# EXERCISE DIRECTIONS:
Transcribe the listing verbatim. Do not carry over any pictures.

# RAW DATA:
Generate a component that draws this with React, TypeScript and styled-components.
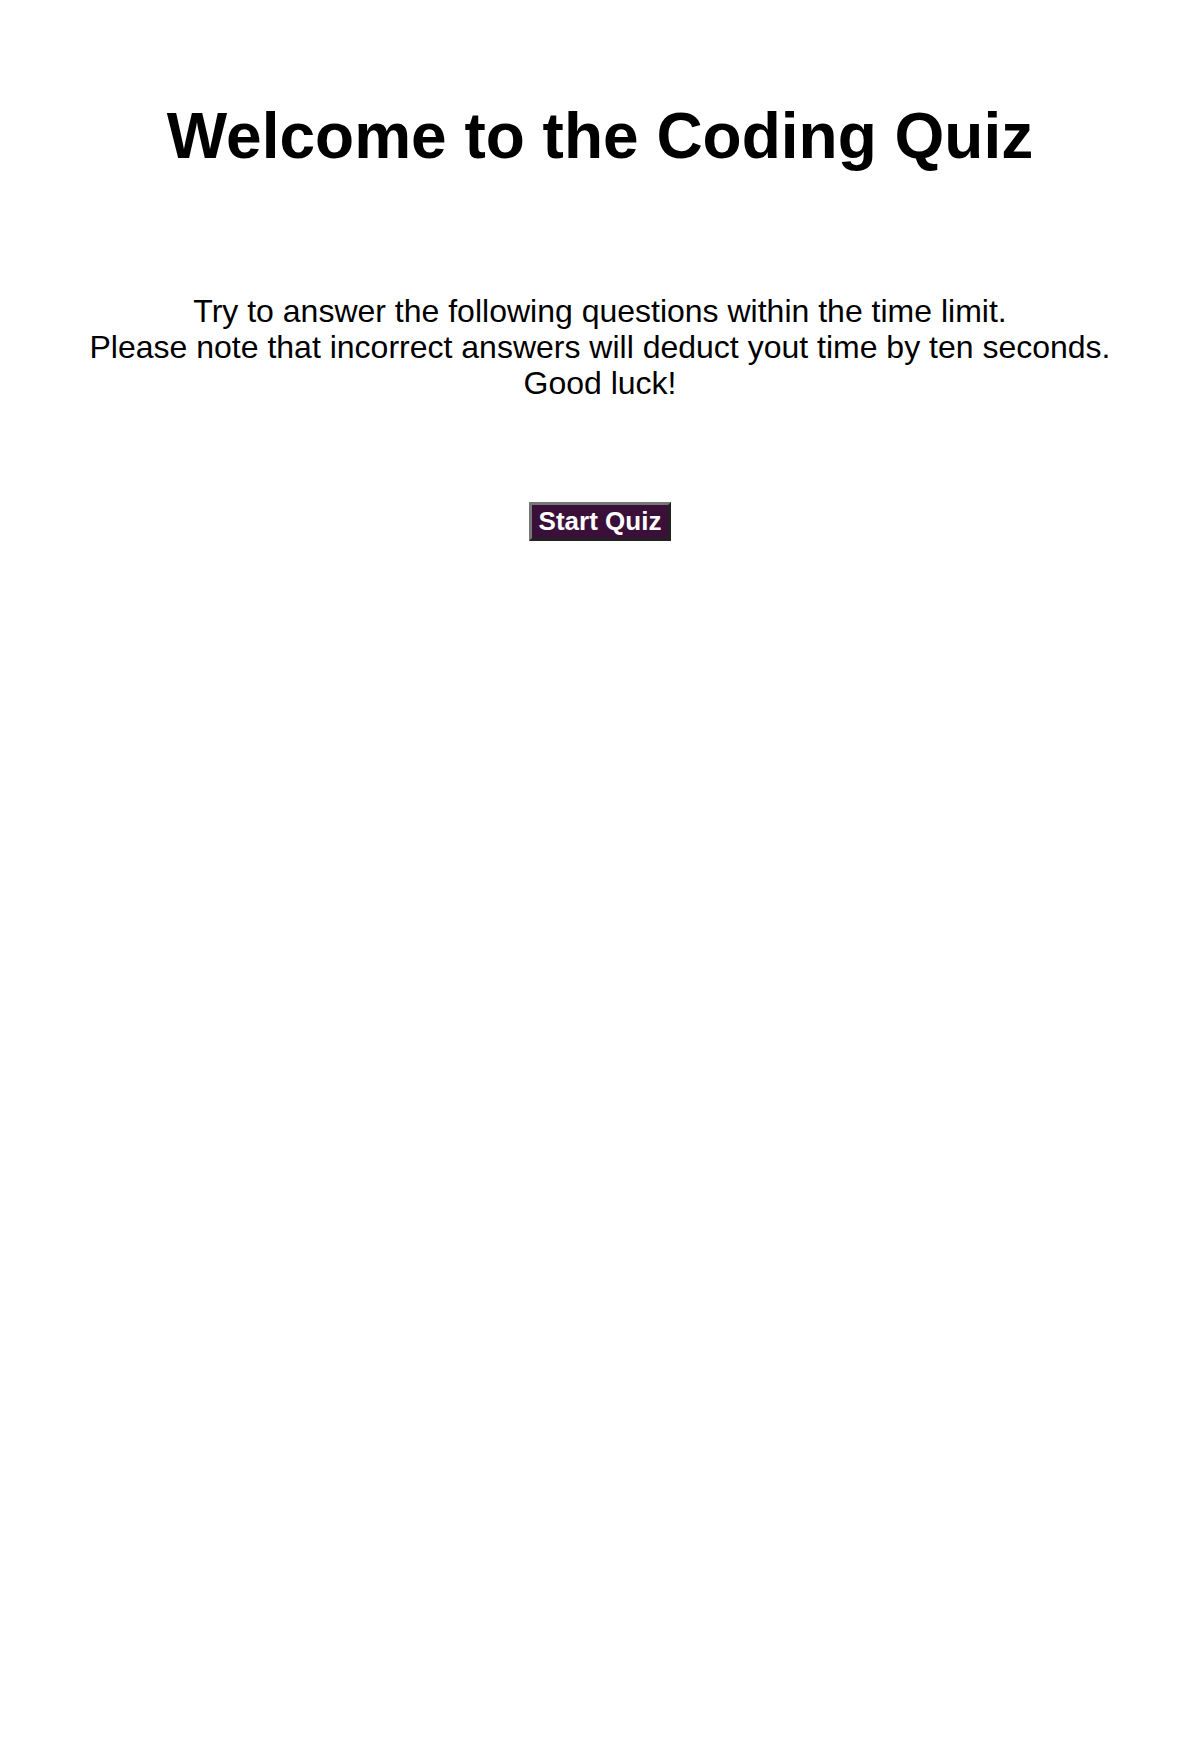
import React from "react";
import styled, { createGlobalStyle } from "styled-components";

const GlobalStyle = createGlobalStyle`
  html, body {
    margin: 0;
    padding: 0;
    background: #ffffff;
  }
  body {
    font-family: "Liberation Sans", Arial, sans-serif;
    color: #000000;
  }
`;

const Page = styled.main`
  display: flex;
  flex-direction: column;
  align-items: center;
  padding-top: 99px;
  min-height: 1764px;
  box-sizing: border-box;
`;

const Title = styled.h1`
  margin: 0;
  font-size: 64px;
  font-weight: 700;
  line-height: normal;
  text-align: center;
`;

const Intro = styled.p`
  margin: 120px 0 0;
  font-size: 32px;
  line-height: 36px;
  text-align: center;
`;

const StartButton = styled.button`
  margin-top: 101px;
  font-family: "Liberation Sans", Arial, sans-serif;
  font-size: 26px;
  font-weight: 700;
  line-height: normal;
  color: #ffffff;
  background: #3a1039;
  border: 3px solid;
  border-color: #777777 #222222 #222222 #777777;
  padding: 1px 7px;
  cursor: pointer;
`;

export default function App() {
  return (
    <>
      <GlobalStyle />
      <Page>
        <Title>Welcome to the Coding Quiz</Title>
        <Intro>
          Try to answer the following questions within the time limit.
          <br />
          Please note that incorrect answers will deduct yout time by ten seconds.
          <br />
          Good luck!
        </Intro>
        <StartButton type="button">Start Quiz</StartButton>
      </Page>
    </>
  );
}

# REPLY TO THE EXERCISE:
Generate a component that draws this with React, TypeScript and styled-components.
import React from "react";
import styled, { createGlobalStyle } from "styled-components";

const GlobalStyle = createGlobalStyle`
  html, body {
    margin: 0;
    padding: 0;
    background: #ffffff;
  }
  body {
    font-family: "Liberation Sans", Arial, sans-serif;
    color: #000000;
  }
`;

const Page = styled.main`
  display: flex;
  flex-direction: column;
  align-items: center;
  padding-top: 99px;
  min-height: 1764px;
  box-sizing: border-box;
`;

const Title = styled.h1`
  margin: 0;
  font-size: 64px;
  font-weight: 700;
  line-height: normal;
  text-align: center;
`;

const Intro = styled.p`
  margin: 120px 0 0;
  font-size: 32px;
  line-height: 36px;
  text-align: center;
`;

const StartButton = styled.button`
  margin-top: 101px;
  font-family: "Liberation Sans", Arial, sans-serif;
  font-size: 26px;
  font-weight: 700;
  line-height: normal;
  color: #ffffff;
  background: #3a1039;
  border: 3px solid;
  border-color: #777777 #222222 #222222 #777777;
  padding: 1px 7px;
  cursor: pointer;
`;

export default function App() {
  return (
    <>
      <GlobalStyle />
      <Page>
        <Title>Welcome to the Coding Quiz</Title>
        <Intro>
          Try to answer the following questions within the time limit.
          <br />
          Please note that incorrect answers will deduct yout time by ten seconds.
          <br />
          Good luck!
        </Intro>
        <StartButton type="button">Start Quiz</StartButton>
      </Page>
    </>
  );
}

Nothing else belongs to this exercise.